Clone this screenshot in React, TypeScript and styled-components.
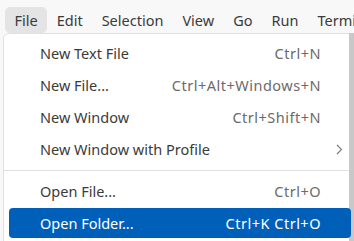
import React from "react";
import styled, { createGlobalStyle } from "styled-components";

const Global = createGlobalStyle`
  html, body {
    margin: 0;
    padding: 0;
    background: #f8f8f8;
    overflow: hidden;
    height: 100%;
  }
  body {
    font-family: "Noto Sans", "Open Sans", sans-serif;
    color: #3b3b3b;
  }
`;

const Page = styled.div`
  position: relative;
  width: 354px;
  height: 241px;
  overflow: hidden;
`;

const MenuBar = styled.div`
  display: flex;
  padding: 7px 0 0 5px;
  height: 26px;
`;

const BarItem = styled.div<{ active?: boolean }>`
  display: flex;
  align-items: center;
  padding: 0 9.5px;
  height: 26px;
  font-size: 14.5px;
  border-radius: 5px;
  white-space: nowrap;
  background: ${(p) => (p.active ? "#e4e4e4" : "transparent")};
`;

const Menu = styled.div`
  position: relative;
  display: flex;
  flex-direction: column;
  gap: 2px;
  margin-left: 3px;
  width: 352px;
  height: 220px;
  box-sizing: border-box;
  background: #fff;
  border: 1px solid #e0e0e0;
  border-radius: 6px;
  padding: 4px 0;
`;

const Track = styled.div`
  position: absolute;
  top: -1px;
  bottom: 0;
  left: 345px;
  width: 8px;
  background: #c8c8c8;
`;

const Item = styled.div<{ selected?: boolean }>`
  position: relative;
  z-index: 1;
  display: grid;
  grid-template-columns: 1fr auto 30px;
  align-items: center;
  flex: none;
  height: 30px;
  margin-left: 5px;
  width: 342px;
  padding-left: 31px;
  box-sizing: border-box;
  border-radius: 4px;
  font-size: 14.5px;
  white-space: nowrap;
  background: ${(p) => (p.selected ? "#005fb8" : "transparent")};
  color: ${(p) => (p.selected ? "#ffffff" : "#3b3b3b")};
`;

const Shortcut = styled.span<{ selected?: boolean }>`
  font-size: 14.5px;
  letter-spacing: 0.5px;
  color: ${(p) => (p.selected ? "#ffffff" : "#6b6b6b")};
`;

const Arrow = styled.span`
  display: flex;
  align-items: center;
  padding-left: 15px;
`;

const Separator = styled.div`
  flex: none;
  height: 1px;
  background: #e0e0e0;
  margin: 4px 0 3px 0;
`;

type Entry = { label: string; keys?: string; sub?: boolean; selected?: boolean } | "sep";

const entries: Entry[] = [
  { label: "New Text File", keys: "Ctrl+N" },
  { label: "New File...", keys: "Ctrl+Alt+Windows+N" },
  { label: "New Window", keys: "Ctrl+Shift+N" },
  { label: "New Window with Profile", sub: true },
  "sep",
  { label: "Open File...", keys: "Ctrl+O" },
  { label: "Open Folder...", keys: "Ctrl+K Ctrl+O", selected: true },
];

const bar = ["File", "Edit", "Selection", "View", "Go", "Run", "Terminal"];

export default function App() {
  return (
    <Page>
      <Global />
      <MenuBar>
        {bar.map((b, i) => (
          <BarItem key={b} active={i === 0}>
            {b}
          </BarItem>
        ))}
      </MenuBar>
      <Menu>
        <Track />
        {entries.map((e, i) =>
          e === "sep" ? (
            <Separator key={i} />
          ) : (
            <Item key={i} selected={e.selected}>
              <span>{e.label}</span>
              <Shortcut selected={e.selected}>{e.keys}</Shortcut>
              <Arrow>
                {e.sub && (
                  <svg width="7" height="11" viewBox="0 0 7 11">
                    <path d="M1 1l4.5 4.5L1 10" fill="none" stroke="#7a7a7a" strokeWidth="1.1" />
                  </svg>
                )}
              </Arrow>
            </Item>
          )
        )}
      </Menu>
    </Page>
  );
}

**********

**Task brief**
Determine the count of lines in the data above with the string "React" in them, and give that count alone.

**Output of the task**
2